# Start of RECORD LIST
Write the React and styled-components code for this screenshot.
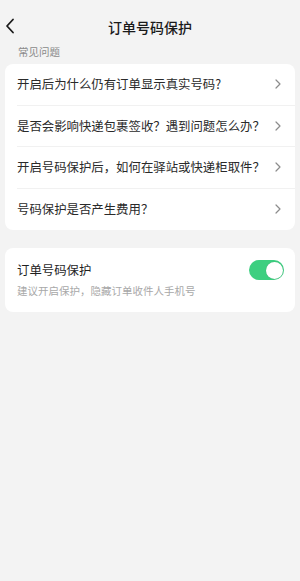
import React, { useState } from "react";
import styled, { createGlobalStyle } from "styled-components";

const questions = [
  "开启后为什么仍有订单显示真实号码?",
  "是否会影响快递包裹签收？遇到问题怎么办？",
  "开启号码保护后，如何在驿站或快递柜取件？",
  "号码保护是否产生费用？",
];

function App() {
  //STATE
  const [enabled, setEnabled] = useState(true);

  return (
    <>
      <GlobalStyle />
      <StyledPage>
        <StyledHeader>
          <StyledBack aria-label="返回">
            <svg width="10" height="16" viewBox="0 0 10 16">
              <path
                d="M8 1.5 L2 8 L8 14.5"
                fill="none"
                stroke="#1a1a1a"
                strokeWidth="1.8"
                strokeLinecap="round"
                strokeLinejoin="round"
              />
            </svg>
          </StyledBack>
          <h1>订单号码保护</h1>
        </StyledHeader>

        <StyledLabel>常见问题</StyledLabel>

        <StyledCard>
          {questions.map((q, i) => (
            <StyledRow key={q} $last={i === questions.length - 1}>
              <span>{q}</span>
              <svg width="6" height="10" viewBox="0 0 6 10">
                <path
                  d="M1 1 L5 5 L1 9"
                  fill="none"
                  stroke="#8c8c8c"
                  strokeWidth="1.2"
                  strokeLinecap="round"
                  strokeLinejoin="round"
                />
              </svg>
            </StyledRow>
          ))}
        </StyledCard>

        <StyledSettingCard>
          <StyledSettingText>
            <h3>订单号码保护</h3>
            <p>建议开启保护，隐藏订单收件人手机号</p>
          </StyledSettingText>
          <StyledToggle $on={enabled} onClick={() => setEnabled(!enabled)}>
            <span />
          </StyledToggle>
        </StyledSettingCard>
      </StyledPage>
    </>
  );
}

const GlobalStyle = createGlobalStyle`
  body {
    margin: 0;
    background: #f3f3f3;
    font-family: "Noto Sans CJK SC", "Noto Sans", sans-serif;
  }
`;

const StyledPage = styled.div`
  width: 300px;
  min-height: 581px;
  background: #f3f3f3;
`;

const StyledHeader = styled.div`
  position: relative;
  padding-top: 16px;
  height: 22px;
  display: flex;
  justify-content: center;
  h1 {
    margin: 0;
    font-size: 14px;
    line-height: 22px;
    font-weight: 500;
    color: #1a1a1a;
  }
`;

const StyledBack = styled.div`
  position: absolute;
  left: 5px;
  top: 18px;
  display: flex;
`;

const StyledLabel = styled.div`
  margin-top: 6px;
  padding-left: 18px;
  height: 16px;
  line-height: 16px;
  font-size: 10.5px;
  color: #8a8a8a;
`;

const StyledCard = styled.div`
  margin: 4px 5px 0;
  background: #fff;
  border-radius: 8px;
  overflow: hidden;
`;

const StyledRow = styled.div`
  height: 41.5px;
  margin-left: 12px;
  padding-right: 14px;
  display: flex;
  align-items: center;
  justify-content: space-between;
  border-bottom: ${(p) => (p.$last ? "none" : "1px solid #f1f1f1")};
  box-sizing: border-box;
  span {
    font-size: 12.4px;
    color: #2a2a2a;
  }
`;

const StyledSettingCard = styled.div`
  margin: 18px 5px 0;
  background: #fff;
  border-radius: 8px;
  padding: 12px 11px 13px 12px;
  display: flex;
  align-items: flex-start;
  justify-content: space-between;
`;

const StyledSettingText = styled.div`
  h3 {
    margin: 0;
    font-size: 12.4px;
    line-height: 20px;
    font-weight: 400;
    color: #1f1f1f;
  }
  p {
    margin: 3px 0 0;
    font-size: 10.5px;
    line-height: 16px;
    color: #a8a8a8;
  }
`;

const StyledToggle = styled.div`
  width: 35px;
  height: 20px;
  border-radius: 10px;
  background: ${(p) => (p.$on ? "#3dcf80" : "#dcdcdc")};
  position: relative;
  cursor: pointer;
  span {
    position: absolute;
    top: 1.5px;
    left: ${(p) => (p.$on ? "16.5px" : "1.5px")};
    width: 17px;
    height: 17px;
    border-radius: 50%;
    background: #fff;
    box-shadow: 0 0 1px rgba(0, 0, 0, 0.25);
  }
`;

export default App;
# End of RECORD LIST
# Start of RECORD LIST
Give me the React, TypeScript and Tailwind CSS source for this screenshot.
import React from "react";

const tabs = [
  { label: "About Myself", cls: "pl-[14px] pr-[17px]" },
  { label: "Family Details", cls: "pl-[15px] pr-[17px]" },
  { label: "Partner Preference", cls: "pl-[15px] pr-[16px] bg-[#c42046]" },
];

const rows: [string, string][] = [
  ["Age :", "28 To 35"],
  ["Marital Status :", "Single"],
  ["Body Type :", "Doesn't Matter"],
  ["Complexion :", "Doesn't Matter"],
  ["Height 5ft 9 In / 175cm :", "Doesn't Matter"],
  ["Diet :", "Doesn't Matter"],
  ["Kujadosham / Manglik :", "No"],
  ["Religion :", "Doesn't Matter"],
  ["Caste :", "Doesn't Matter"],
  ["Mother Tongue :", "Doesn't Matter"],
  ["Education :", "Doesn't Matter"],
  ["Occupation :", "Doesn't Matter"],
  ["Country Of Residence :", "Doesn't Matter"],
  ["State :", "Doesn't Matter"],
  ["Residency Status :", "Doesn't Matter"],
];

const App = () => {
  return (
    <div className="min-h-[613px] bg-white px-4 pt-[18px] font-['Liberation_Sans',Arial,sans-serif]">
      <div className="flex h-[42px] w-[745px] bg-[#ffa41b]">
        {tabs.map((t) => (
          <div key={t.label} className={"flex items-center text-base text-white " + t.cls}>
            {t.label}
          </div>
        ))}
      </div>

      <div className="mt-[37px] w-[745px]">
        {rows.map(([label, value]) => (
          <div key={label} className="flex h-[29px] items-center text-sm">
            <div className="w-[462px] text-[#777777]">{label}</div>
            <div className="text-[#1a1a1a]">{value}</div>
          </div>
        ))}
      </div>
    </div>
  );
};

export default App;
# End of RECORD LIST
• **WORK INSTRUCTIONS**: Print everything from the line with "Write the React" down to the line with "<StyledLabel>常见问题</StyledLabel>" in the entries above, both lines included and nothing more, without the pictures.

• **RIGHT ANSWER**:
Write the React and styled-components code for this screenshot.
import React, { useState } from "react";
import styled, { createGlobalStyle } from "styled-components";

const questions = [
  "开启后为什么仍有订单显示真实号码?",
  "是否会影响快递包裹签收？遇到问题怎么办？",
  "开启号码保护后，如何在驿站或快递柜取件？",
  "号码保护是否产生费用？",
];

function App() {
  //STATE
  const [enabled, setEnabled] = useState(true);

  return (
    <>
      <GlobalStyle />
      <StyledPage>
        <StyledHeader>
          <StyledBack aria-label="返回">
            <svg width="10" height="16" viewBox="0 0 10 16">
              <path
                d="M8 1.5 L2 8 L8 14.5"
                fill="none"
                stroke="#1a1a1a"
                strokeWidth="1.8"
                strokeLinecap="round"
                strokeLinejoin="round"
              />
            </svg>
          </StyledBack>
          <h1>订单号码保护</h1>
        </StyledHeader>

        <StyledLabel>常见问题</StyledLabel>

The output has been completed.